* Task requirements *
Copy each line of the data below exactly, leaving out pictures.

***** Dataset extract *****

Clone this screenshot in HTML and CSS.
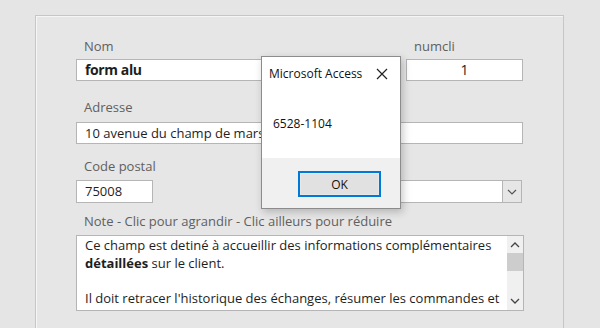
FILE: index.html
```html
<!DOCTYPE html>
<html lang="fr">
<head>
    <meta charset="UTF-8">
    <title>Fiche client</title>
    <link rel="stylesheet" href="styles.css">
</head>
<body>
    <div class="panel">
        <div class="row row-1">
            <div class="field field-nom">
                <div class="label">Nom</div>
                <div class="input bold">form alu</div>
            </div>
            <div class="field field-num">
                <div class="label">numcli</div>
                <div class="input center">1</div>
            </div>
        </div>

        <div class="row row-2">
            <div class="field field-adr">
                <div class="label">Adresse</div>
                <div class="input">10 avenue du champ de mars</div>
            </div>
        </div>

        <div class="row row-3">
            <div class="field field-cp">
                <div class="label">Code postal</div>
                <div class="input tall">75008</div>
            </div>
            <div class="field field-combo">
                <div class="label">&nbsp;</div>
                <div class="combo">
                    <div class="combo-text"></div>
                    <div class="combo-btn">
                        <svg width="10" height="6" viewBox="0 0 10 6"><path d="M1 1 L5 5 L9 1" fill="none" stroke="#555" stroke-width="1.2"/></svg>
                    </div>
                </div>
            </div>
        </div>

        <div class="row row-4">
            <div class="field field-note">
                <div class="label">Note - Clic pour agrandir - Clic ailleurs pour réduire</div>
                <div class="note">
                    <div class="note-text">
                        <p>Ce champ est detiné à accueillir des informations complémentaires <b>détaillées</b> sur le client.</p>
                        <p>Il doit retracer l'historique des échanges, résumer les commandes et</p>
                    </div>
                    <div class="scrollbar">
                        <svg class="arrow" width="10" height="6" viewBox="0 0 10 6"><path d="M1 5 L5 1 L9 5" fill="none" stroke="#444" stroke-width="1.3"/></svg>
                        <div class="thumb"></div>
                        <div class="track"></div>
                        <svg class="arrow" width="10" height="6" viewBox="0 0 10 6"><path d="M1 1 L5 5 L9 1" fill="none" stroke="#444" stroke-width="1.3"/></svg>
                    </div>
                </div>
            </div>
        </div>
    </div>

    <div class="dialog">
        <div class="dialog-title">
            <span>Microsoft Access</span>
            <svg width="12" height="12" viewBox="0 0 12 12"><path d="M1 1 L11 11 M11 1 L1 11" stroke="#222" stroke-width="1.2"/></svg>
        </div>
        <div class="dialog-body">6528-1104</div>
        <div class="dialog-foot">
            <button class="ok">OK</button>
        </div>
    </div>
</body>
</html>
```

FILE: styles.css
```css
body {
    margin: 0;
    background: #e5e5e5;
    font-family: "Open Sans", "Noto Sans", sans-serif;
    width: 600px;
    height: 328px;
    overflow: hidden;
}
.panel {
    margin: 15px 0 0 35px;
    width: 529px;
    height: 313px;
    border: 1px solid #c6c6c6;
    border-bottom: none;
    box-shadow: inset 1px 1px 0 #f6f6f6;
    background: #e6e6e6;
    padding: 21px 0 0 40px;
    box-sizing: border-box;
}
.row {
    display: flex;
}
.row-2 { margin-top: 17px; }
.row-3 { margin-top: 13px; }
.row-4 { margin-top: 9px; }
.label {
    height: 18px;
    line-height: 18px;
    padding-left: 8px;
    font-size: 13px;
    color: #606060;
    white-space: nowrap;
}
.input, .combo, .note {
    background: #fff;
    border: 1px solid #b5b5b5;
    box-sizing: border-box;
    color: #1e1e1e;
}
.input {
    height: 22px;
    line-height: 20px;
    padding-left: 8px;
    font-size: 13px;
    margin-top: 4px;
}
.input.bold {
    font-weight: 700;
    font-size: 14px;
    letter-spacing: -0.4px;
}
.input.center {
    text-align: center;
    padding-left: 0;
    font-size: 14px;
}
.field-nom { width: 300px; }
.field-num { width: 117px; margin-left: 30px; }
.field-adr { width: 447px; }
.row-2 .input { margin-top: 6px; }
.field-cp { width: 77px; }
.input.tall { height: 23px; line-height: 21px; margin-top: 5px; }
.field-combo { width: 251px; margin-left: 118px; }
.combo {
    display: flex;
    height: 23px;
    margin-top: 5px;
}
.combo-text { flex: 1; }
.combo-btn {
    width: 18px;
    background: #e6e6e6;
    border-left: 1px solid #b5b5b5;
    display: flex;
    align-items: center;
    justify-content: center;
}
.field-note { width: 448px; }
.note {
    display: flex;
    height: 76px;
    margin-top: 5px;
}
.note-text {
    flex: 1;
    padding: 1px 0 0 8px;
    font-size: 13px;
    line-height: 17.5px;
    overflow: hidden;
}
.note-text p {
    margin: 0 0 17.5px 0;
}
.scrollbar {
    width: 16px;
    background: #f0f0f0;
    display: flex;
    flex-direction: column;
    align-items: center;
}
.arrow {
    margin: 6px 0;
}
.scrollbar .arrow:first-child { margin-bottom: 5px; }
.thumb {
    width: 16px;
    height: 18px;
    background: #cdcdcd;
}
.track { flex: 1; }
.dialog {
    position: absolute;
    left: 261px;
    top: 56px;
    width: 140px;
    height: 153px;
    border: 1px solid #8c8c8c;
    box-sizing: border-box;
    background: #fff;
    box-shadow: 2px 3px 8px rgba(0, 0, 0, 0.22);
    display: flex;
    flex-direction: column;
}
.dialog-title {
    height: 33px;
    display: flex;
    align-items: center;
    justify-content: space-between;
    padding: 0 12px 0 7px;
    font-size: 12px;
    color: #111;
}
.dialog-body {
    height: 68px;
    padding-left: 11px;
    line-height: 68px;
    font-size: 12px;
    color: #111;
}
.dialog-foot {
    flex: 1;
    background: #f0f0f0;
    display: flex;
    justify-content: flex-end;
    padding: 13px 19px 0 0;
}
.ok {
    width: 83px;
    height: 26px;
    border: 2px solid #0078d7;
    box-shadow: inset 0 0 0 1px #e8e8e8;
    background: #e1e1e1;
    font-family: "Open Sans", "Noto Sans", sans-serif;
    font-size: 12px;
    color: #111;
    padding: 0;
}
```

*****

* Response *
Clone this screenshot in HTML and CSS.
FILE: index.html
```html
<!DOCTYPE html>
<html lang="fr">
<head>
    <meta charset="UTF-8">
    <title>Fiche client</title>
    <link rel="stylesheet" href="styles.css">
</head>
<body>
    <div class="panel">
        <div class="row row-1">
            <div class="field field-nom">
                <div class="label">Nom</div>
                <div class="input bold">form alu</div>
            </div>
            <div class="field field-num">
                <div class="label">numcli</div>
                <div class="input center">1</div>
            </div>
        </div>

        <div class="row row-2">
            <div class="field field-adr">
                <div class="label">Adresse</div>
                <div class="input">10 avenue du champ de mars</div>
            </div>
        </div>

        <div class="row row-3">
            <div class="field field-cp">
                <div class="label">Code postal</div>
                <div class="input tall">75008</div>
            </div>
            <div class="field field-combo">
                <div class="label">&nbsp;</div>
                <div class="combo">
                    <div class="combo-text"></div>
                    <div class="combo-btn">
                        <svg width="10" height="6" viewBox="0 0 10 6"><path d="M1 1 L5 5 L9 1" fill="none" stroke="#555" stroke-width="1.2"/></svg>
                    </div>
                </div>
            </div>
        </div>

        <div class="row row-4">
            <div class="field field-note">
                <div class="label">Note - Clic pour agrandir - Clic ailleurs pour réduire</div>
                <div class="note">
                    <div class="note-text">
                        <p>Ce champ est detiné à accueillir des informations complémentaires <b>détaillées</b> sur le client.</p>
                        <p>Il doit retracer l'historique des échanges, résumer les commandes et</p>
                    </div>
                    <div class="scrollbar">
                        <svg class="arrow" width="10" height="6" viewBox="0 0 10 6"><path d="M1 5 L5 1 L9 5" fill="none" stroke="#444" stroke-width="1.3"/></svg>
                        <div class="thumb"></div>
                        <div class="track"></div>
                        <svg class="arrow" width="10" height="6" viewBox="0 0 10 6"><path d="M1 1 L5 5 L9 1" fill="none" stroke="#444" stroke-width="1.3"/></svg>
                    </div>
                </div>
            </div>
        </div>
    </div>

    <div class="dialog">
        <div class="dialog-title">
            <span>Microsoft Access</span>
            <svg width="12" height="12" viewBox="0 0 12 12"><path d="M1 1 L11 11 M11 1 L1 11" stroke="#222" stroke-width="1.2"/></svg>
        </div>
        <div class="dialog-body">6528-1104</div>
        <div class="dialog-foot">
            <button class="ok">OK</button>
        </div>
    </div>
</body>
</html>
```

FILE: styles.css
```css
body {
    margin: 0;
    background: #e5e5e5;
    font-family: "Open Sans", "Noto Sans", sans-serif;
    width: 600px;
    height: 328px;
    overflow: hidden;
}
.panel {
    margin: 15px 0 0 35px;
    width: 529px;
    height: 313px;
    border: 1px solid #c6c6c6;
    border-bottom: none;
    box-shadow: inset 1px 1px 0 #f6f6f6;
    background: #e6e6e6;
    padding: 21px 0 0 40px;
    box-sizing: border-box;
}
.row {
    display: flex;
}
.row-2 { margin-top: 17px; }
.row-3 { margin-top: 13px; }
.row-4 { margin-top: 9px; }
.label {
    height: 18px;
    line-height: 18px;
    padding-left: 8px;
    font-size: 13px;
    color: #606060;
    white-space: nowrap;
}
.input, .combo, .note {
    background: #fff;
    border: 1px solid #b5b5b5;
    box-sizing: border-box;
    color: #1e1e1e;
}
.input {
    height: 22px;
    line-height: 20px;
    padding-left: 8px;
    font-size: 13px;
    margin-top: 4px;
}
.input.bold {
    font-weight: 700;
    font-size: 14px;
    letter-spacing: -0.4px;
}
.input.center {
    text-align: center;
    padding-left: 0;
    font-size: 14px;
}
.field-nom { width: 300px; }
.field-num { width: 117px; margin-left: 30px; }
.field-adr { width: 447px; }
.row-2 .input { margin-top: 6px; }
.field-cp { width: 77px; }
.input.tall { height: 23px; line-height: 21px; margin-top: 5px; }
.field-combo { width: 251px; margin-left: 118px; }
.combo {
    display: flex;
    height: 23px;
    margin-top: 5px;
}
.combo-text { flex: 1; }
.combo-btn {
    width: 18px;
    background: #e6e6e6;
    border-left: 1px solid #b5b5b5;
    display: flex;
    align-items: center;
    justify-content: center;
}
.field-note { width: 448px; }
.note {
    display: flex;
    height: 76px;
    margin-top: 5px;
}
.note-text {
    flex: 1;
    padding: 1px 0 0 8px;
    font-size: 13px;
    line-height: 17.5px;
    overflow: hidden;
}
.note-text p {
    margin: 0 0 17.5px 0;
}
.scrollbar {
    width: 16px;
    background: #f0f0f0;
    display: flex;
    flex-direction: column;
    align-items: center;
}
.arrow {
    margin: 6px 0;
}
.scrollbar .arrow:first-child { margin-bottom: 5px; }
.thumb {
    width: 16px;
    height: 18px;
    background: #cdcdcd;
}
.track { flex: 1; }
.dialog {
    position: absolute;
    left: 261px;
    top: 56px;
    width: 140px;
    height: 153px;
    border: 1px solid #8c8c8c;
    box-sizing: border-box;
    background: #fff;
    box-shadow: 2px 3px 8px rgba(0, 0, 0, 0.22);
    display: flex;
    flex-direction: column;
}
.dialog-title {
    height: 33px;
    display: flex;
    align-items: center;
    justify-content: space-between;
    padding: 0 12px 0 7px;
    font-size: 12px;
    color: #111;
}
.dialog-body {
    height: 68px;
    padding-left: 11px;
    line-height: 68px;
    font-size: 12px;
    color: #111;
}
.dialog-foot {
    flex: 1;
    background: #f0f0f0;
    display: flex;
    justify-content: flex-end;
    padding: 13px 19px 0 0;
}
.ok {
    width: 83px;
    height: 26px;
    border: 2px solid #0078d7;
    box-shadow: inset 0 0 0 1px #e8e8e8;
    background: #e1e1e1;
    font-family: "Open Sans", "Noto Sans", sans-serif;
    font-size: 12px;
    color: #111;
    padding: 0;
}
```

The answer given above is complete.